── Records for the exercise ──

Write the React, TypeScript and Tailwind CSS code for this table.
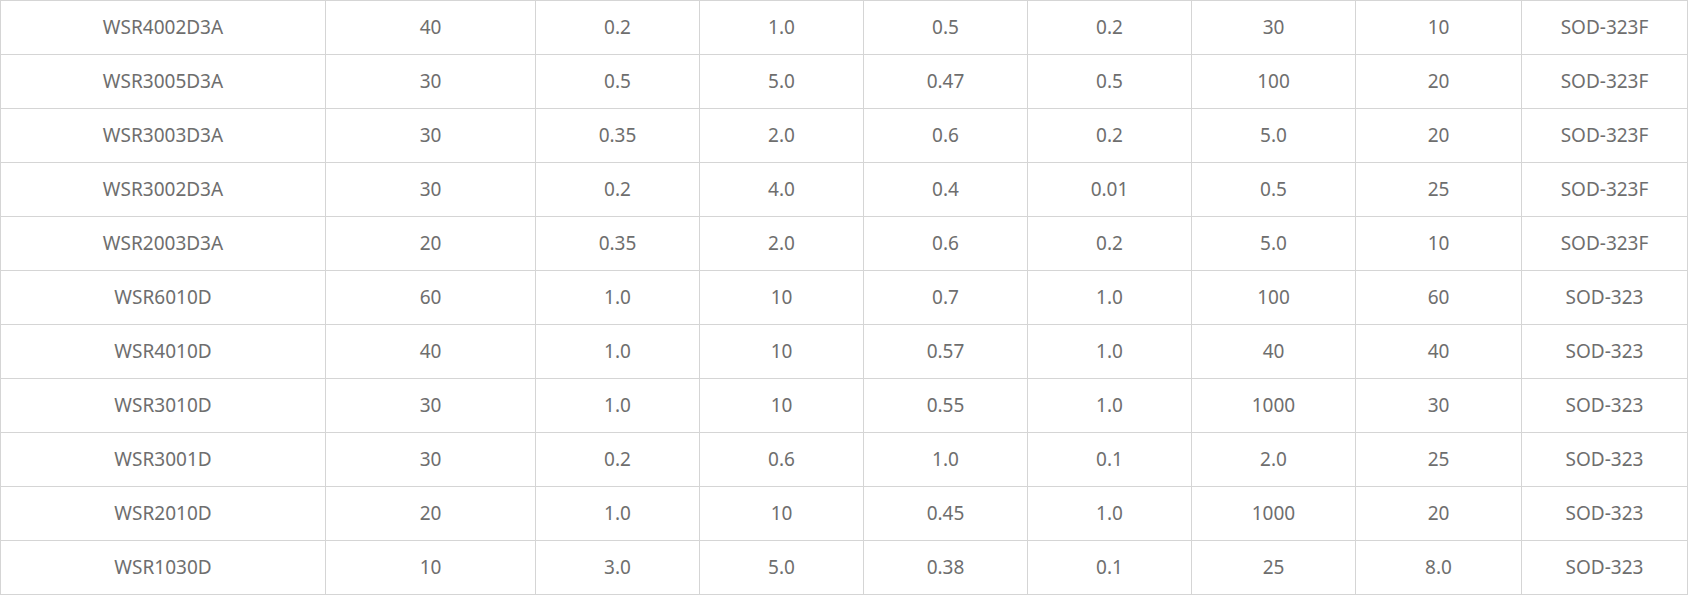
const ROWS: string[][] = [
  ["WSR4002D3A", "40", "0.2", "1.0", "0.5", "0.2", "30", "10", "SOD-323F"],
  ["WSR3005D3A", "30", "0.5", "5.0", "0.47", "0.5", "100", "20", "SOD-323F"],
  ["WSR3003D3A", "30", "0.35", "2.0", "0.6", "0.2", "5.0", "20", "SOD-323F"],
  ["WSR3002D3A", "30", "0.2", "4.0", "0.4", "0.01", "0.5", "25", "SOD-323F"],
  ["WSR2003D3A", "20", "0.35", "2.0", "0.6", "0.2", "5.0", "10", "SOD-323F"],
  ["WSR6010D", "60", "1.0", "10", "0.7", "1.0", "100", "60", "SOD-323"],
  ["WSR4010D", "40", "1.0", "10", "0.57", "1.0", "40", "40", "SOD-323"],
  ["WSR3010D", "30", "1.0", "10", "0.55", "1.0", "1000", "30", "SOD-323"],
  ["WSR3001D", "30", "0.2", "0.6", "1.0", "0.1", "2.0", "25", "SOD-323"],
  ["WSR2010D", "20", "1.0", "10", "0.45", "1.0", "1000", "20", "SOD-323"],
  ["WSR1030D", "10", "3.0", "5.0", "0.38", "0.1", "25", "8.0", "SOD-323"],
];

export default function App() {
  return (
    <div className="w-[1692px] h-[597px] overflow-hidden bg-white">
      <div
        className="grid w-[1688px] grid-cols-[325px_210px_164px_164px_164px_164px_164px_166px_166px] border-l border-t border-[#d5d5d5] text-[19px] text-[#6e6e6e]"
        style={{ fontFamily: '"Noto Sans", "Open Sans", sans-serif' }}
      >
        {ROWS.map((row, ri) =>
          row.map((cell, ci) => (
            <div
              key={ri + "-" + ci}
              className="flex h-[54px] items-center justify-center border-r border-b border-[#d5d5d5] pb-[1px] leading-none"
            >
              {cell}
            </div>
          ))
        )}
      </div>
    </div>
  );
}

───
── Records for the exercise ──

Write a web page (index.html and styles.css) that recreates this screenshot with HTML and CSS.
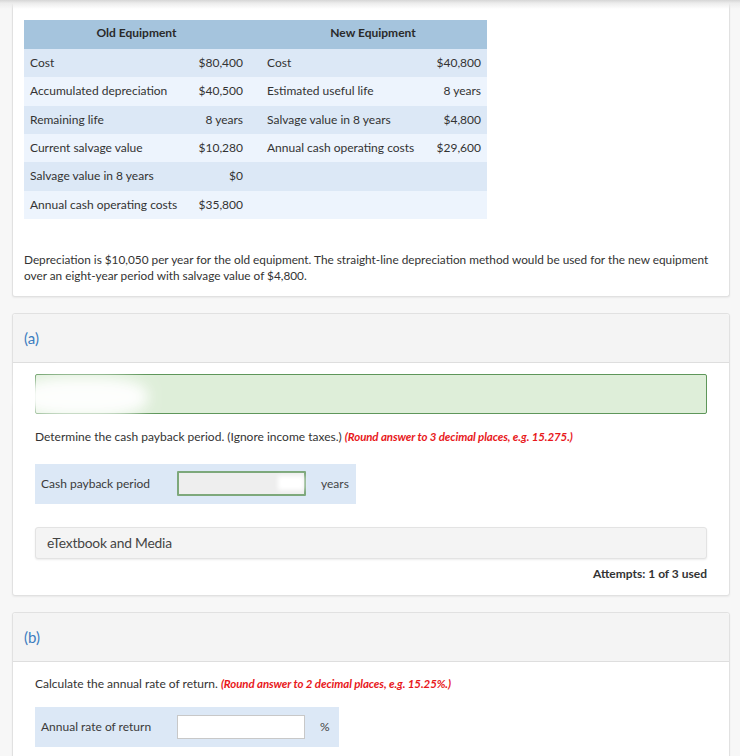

───

• **Problem to solve**
From the material above, copy each line that includes the word "Write".

• **Result for this task**
Write the React, TypeScript and Tailwind CSS code for this table.
Write a web page (index.html and styles.css) that recreates this screenshot with HTML and CSS.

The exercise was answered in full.